Projected Changes in Atmospheric Rivers in Response to Greenhouse Warming
Date:
Understanding the future changes in atmospheric river (AR) characteristics is a priority due to its role in the mean water vapor transport across midlatitudes, mean precipitation, and extreme events. Most of the AR detection algorithms use a threshold on physical variables like integrated water vapor transport (IVT) or water vapor content (WV). Although these threshold-based methods work well in the present-day (PD) climate, extending them to scenarios with large changes in IVT and WV influences our conclusions on future changes in ARs.

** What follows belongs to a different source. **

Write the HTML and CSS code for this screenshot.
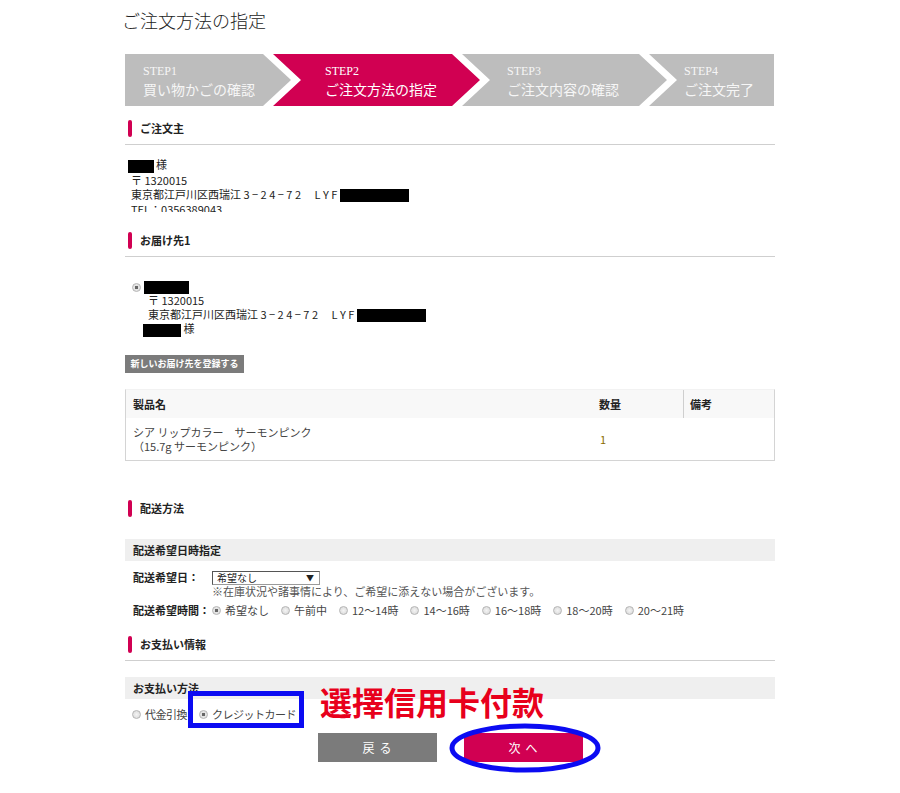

Here, we introduce a threshold-free AR detection method, Scalable Feature Extraction and Tracking (SCAFET) which is based on the local geometric shape of the IVT magnitude. The new method is applied to century-long ultra-high resolution simulations (0.250 resolution in the atmospheric component and 0.100 resolution in the ocean component) of PD climate and greenhouse warming conditions. The future changes in AR geometry, dynamics, and thermodynamics are discussed with particular emphasis on how they deviate from the previous studies. In terms of the area and frequency of AR structures, unlike the other detection methods, our new method does not show a huge increase. However, we observe a significant poleward shift in AR frequency and an intensification of IVT within ARs. The changes in precipitation within ARs are influenced by the increased WV and reduced lower tropospheric wind speeds in a warmer world. We confirmed that the AR-induced precipitation as well as the mechanism of future AR changes are dependent on the algorithm used, in particular, the type of threshold employed.